The warnings follow a violent attack Monday on the transmitter of Belgrade's largest independent television station -- Studio-B -- by a group of men wearing masks and Interior Ministry police uniforms. A security guard and a Studio-B technician were seriously injured in the attack, and broadcasts were interrupted for several hours.

The Belgrade-based Association of Independent Electronic Media, known as ANEM, blames the attack on the Yugoslav government. ANEM says it is the first time since NATO air strikes last year that "blood has been spilled" because of Belgrade's repression of media.

Milorad Savicevic, deputy chief of the opposition Demo-Christian Party of Serbia, says the incident shows that Milosevic is determined to clamp down on independent media ahead of local and federal elections scheduled for later this year.

"It's clear that it is now the time for [a crackdown] against the electronic media. Until now, [Milosevic's government] has interpreted [last year's information] law as only pertaining to printed media. [But now] a dark cloud is moving over all the independent electronic media -- especially members of ANEM and others."

Belgrade's efforts to censor independent journalists have so far been based on a three-pronged strategy. Last year's restrictive information law gave authorities the legal power to silence press criticisms of Milosevic. Opposition transmissions have been jammed by the Milosevic regime for months. And recently, economic pressure increasingly has been employed as a tool of censorship -- including excessive taxes and licensing fees.

After Monday's attack, a Belgrade magistrate fined Studio-B about $10,000 for breaching the information law in a statement made during a live broadcast. Also yesterday, the Yugoslav minister of telecommunications threatened legal action against Studio-B if the station fails to pay $850,000 in licensing fees by next Tuesday (13 March).

Studio-B's editor-in-chief, Dragan Kojadinovic, says his station does not recognize the debt. He predicts that Belgrade's next step will be the closing of Studio-B's television and radio channels. Kojadinovic also alleges that yesterday's attack on the transmitter was the result of direct orders from the Milosevic government:

"It's obvious that one of the attackers was very well informed about the arrangement of the rooms and also the technical equipment. [After beating the security guard,] when they entered the transmitter room, they were surprised to find another man -- our technician -- and they started to beat him.
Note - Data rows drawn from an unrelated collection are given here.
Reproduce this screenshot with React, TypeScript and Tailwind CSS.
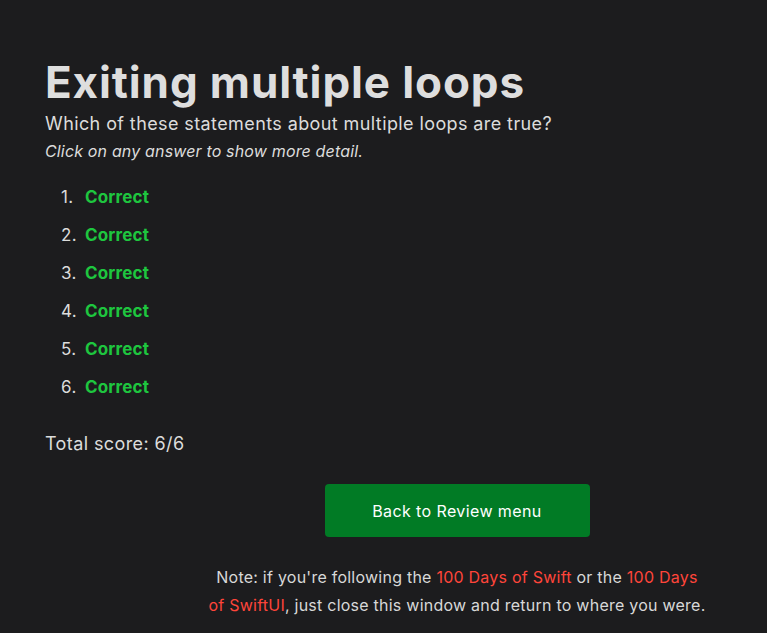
import React from "react";

const answers = [1, 2, 3, 4, 5, 6];

export default function App() {
  return (
    <div
      className="min-h-screen w-screen overflow-hidden bg-[#1c1c1e] text-[#dcdcdc] tracking-[0.025em]"
      style={{ fontFamily: "Inter, 'Noto Sans', sans-serif" }}
    >
      <div className="w-[869px] pl-[45px] pt-[53px]">
        <h1 className="text-[44px] font-bold leading-[58px] tracking-[0.02em] text-[#dedede]">Exiting multiple loops</h1>
        <p className="text-[18px] leading-[26px]">Which of these statements about multiple loops are true?</p>
        <p className="text-[16px] italic leading-[28px] tracking-[0.01em]">Click on any answer to show more detail.</p>

        <ol className="mt-[21px] flex flex-col gap-[16px] pl-[16px]">
          {answers.map((n) => (
            <li key={n} className="flex items-center text-[17px] leading-[22px]">
              <span className="w-[24px] text-[#dcdcdc]">{n}.</span>
              <span className="font-bold tracking-[0.01em] text-[#1ec63f]">Correct</span>
            </li>
          ))}
        </ol>

        <p className="mt-[33px] text-[18px] leading-[26px]">Total score: 6/6</p>

        <div className="flex flex-col items-center">
          <button className="mt-[27px] h-[53px] w-[265px] rounded-[4px] bg-[#017b25] text-[16px] text-white">
            Back to Review menu
          </button>
          <p className="mt-[26px] w-[520px] text-center text-[16px] leading-[28px] tracking-[0.015em] text-[#d8d8d8]">
            Note: if you're following the <span className="text-[#ff453a]">100 Days of Swift</span> or the{" "}
            <span className="text-[#ff453a]">
              100 Days
              <br />
              of SwiftUI
            </span>
            , just close this window and return to where you were.
          </p>
        </div>
      </div>
    </div>
  );
}
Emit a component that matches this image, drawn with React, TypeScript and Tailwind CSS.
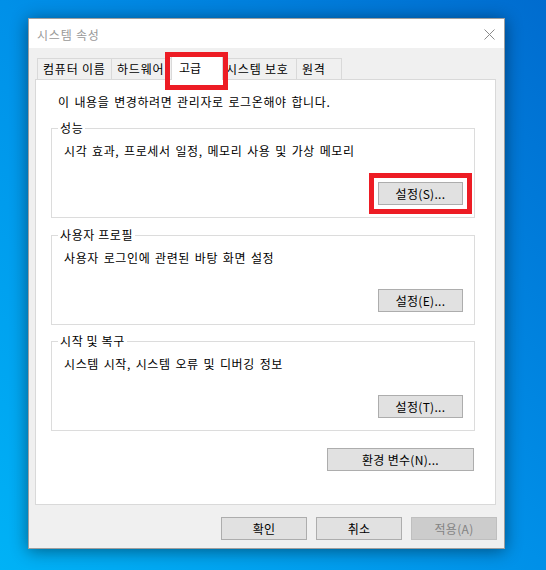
const FONT = "[font-family:'Noto_Sans_CJK_KR','Malgun_Gothic',sans-serif]";

const Button = ({
  label,
  width,
  disabled = false,
  marked = false,
}: {
  label: string;
  width: string;
  disabled?: boolean;
  marked?: boolean;
}) => (
  <div
    className={`${width} h-[23px] flex items-center justify-center border text-[12px] leading-none tracking-[0.3px] ${
      disabled
        ? "bg-[#cccccc] border-[#bfbfbf] text-[#838383]"
        : "bg-[#e1e1e1] border-[#adadad] text-black"
    } ${marked ? "outline-[5px] outline-solid outline-[#ed1c24] outline-offset-[4px]" : ""}`}
  >
    {label}
  </div>
);

const Group = ({
  title,
  text,
  button,
  marked = false,
}: {
  title: string;
  text: string;
  button: string;
  marked?: boolean;
}) => (
  <fieldset className="border border-[#dcdcdc] pb-[12px] flex flex-col">
    <legend className="ml-[6px] px-[2px] leading-[16px] text-[12px] tracking-[0.6px]">{title}</legend>
    <div className="ml-[12px] mt-[7px] leading-[16px] text-[12px] tracking-[0.6px] [word-spacing:1.5px]">
      {text}
    </div>
    <div className="mr-[11px] mt-[23px] flex justify-end">
      <Button label={button} width="w-[85px]" marked={marked} />
    </div>
  </fieldset>
);

const tabs = [
  { label: "컴퓨터 이름", w: "w-[75px]" },
  { label: "하드웨어", w: "w-[61px]" },
  { label: "고급", w: "w-[52px]", active: true },
  { label: "시스템 보호", w: "w-[76px]" },
  { label: "원격", w: "w-[45px]" },
];

const App = () => {
  return (
    <div
      className={`w-[546px] h-[570px] overflow-hidden bg-linear-to-tr from-[#00b2f6] via-[#0090e8] to-[#006ccf] pt-[18px] pl-[28px] ${FONT} text-black`}
    >
      <div className="w-[477px] h-[531px] border border-[#9e9e9e] bg-[#f0f0f0] flex flex-col shadow-[0_2px_16px_rgba(0,0,0,0.45)]">
        {/* title bar */}
        <div className="h-[29px] bg-white flex items-center justify-between pl-[8px] pr-[9px]">
          <span className="text-[12px] text-[#999999] leading-none tracking-[0.8px] mt-[2px]">시스템 속성</span>
          <svg width="11" height="11" viewBox="0 0 11 11" className="mt-[1px]">
            <path d="M0.5 0.5 L10.5 10.5 M10.5 0.5 L0.5 10.5" stroke="#8a8a8a" strokeWidth="1" />
          </svg>
        </div>

        <div className="flex-1 flex flex-col pt-[10px] pl-[6px] pr-[8px] pb-[7px]">
          {/* tabs */}
          <div className="flex h-[21px] pl-[2px] items-end">
            {tabs.map((t) =>
              t.active ? (
                <div
                  key={t.label}
                  className={`${t.w} shrink-0 relative z-10 -mx-[2px] h-[24px] -mb-[1px] bg-white border border-b-0 border-[#d9d9d9] text-[12px] leading-[21px] pl-[7px]`}
                >
                  고급
                  <div className="absolute -left-[7px] -right-[6px] -top-[5px] -bottom-[10px] border-[5px] border-[#ed1c24]" />
                </div>
              ) : (
                <div
                  key={t.label}
                  className={`${t.w} shrink-0 h-[21px] border border-b-0 border-l-0 first:border-l border-[#d9d9d9] text-[12px] leading-[20px] pl-[5px] tracking-[0.8px] whitespace-nowrap overflow-hidden`}
                >
                  {t.label}
                </div>
              ),
            )}
          </div>

          {/* panel */}
          <div className="h-[426px] bg-white border border-[#d9d9d9] pt-[14px] flex flex-col">
            <div className="ml-[22px] text-[12px] leading-[16px] tracking-[0.6px] [word-spacing:1.5px]">
              이 내용을 변경하려면 관리자로 로그온해야 합니다.
            </div>
            <div className="mt-[10px] ml-[15px] mr-[20px]">
              <Group
                title="성능"
                text="시각 효과, 프로세서 일정, 메모리 사용 및 가상 메모리"
                button="설정(S)..."
                marked
              />
            </div>
            <div className="mt-[9px] ml-[15px] mr-[20px]">
              <Group
                title="사용자 프로필"
                text="사용자 로그인에 관련된 바탕 화면 설정"
                button="설정(E)..."
              />
            </div>
            <div className="mt-[8px] ml-[15px] mr-[20px]">
              <Group
                title="시작 및 복구"
                text="시스템 시작, 시스템 오류 및 디버깅 정보"
                button="설정(T)..."
              />
            </div>
            <div className="mt-[17px] mr-[21px] flex justify-end">
              <Button label="환경 변수(N)..." width="w-[147px]" />
            </div>
          </div>

          {/* dialog buttons */}
          <div className="mt-[12px] -mr-[1px] flex justify-end gap-[9px]">
            <Button label="확인" width="w-[86px]" />
            <Button label="취소" width="w-[86px]" />
            <Button label="적용(A)" width="w-[86px]" disabled />
          </div>
        </div>
      </div>
    </div>
  );
};

export default App;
Then they tied their hands and covered their heads with blankets so that they couldn't see what happened next [or recognize] who was the technical expert and who was disassembling the equipment."

Kojadinovic noted that the attackers only damaged and stole equipment used for broadcasts by opposition media. The attackers left intact all of the equipment used by pro-Milosevic state media.

Mirko Slavkovic, the Studio-B technician who sustained severe head injuries in the attack, told RFE/RL that he thinks the assailants were agents of the Yugoslav government:

"It all happened very quickly and it was very professionally done. It appeared that these men had been trained for something like this. So, they could be either ex-police, or active police, or simply people trained for such operations."

The Yugoslav Interior Ministry has denied that any of its officers were involved. The ministry says Studio-B chief Kojadinovic has fabricated a "malicious lie." The ministry has launched an investigation.

Studio-B is owned by the Belgrade city council and controlled by the opposition Serbian Renewal Movement led by Vuk Draskovic. The attack temporarily halted broadcasts to some 400,000 television viewers and 1 million radio listeners. Also cut off the air was another independent Belgrade broadcaster, B2-92 radio.

The incident has succeeded -- at least for now -- in bringing together members of Serbia's fragmented opposition. Draskovic's key opposition rival, Zoran Djindjic, appeared at a meeting with other opposition leaders at Studio-B headquarters Monday night. His presence was a rare conciliatory gesture emphasizing the concern that opposition parties share over the attack.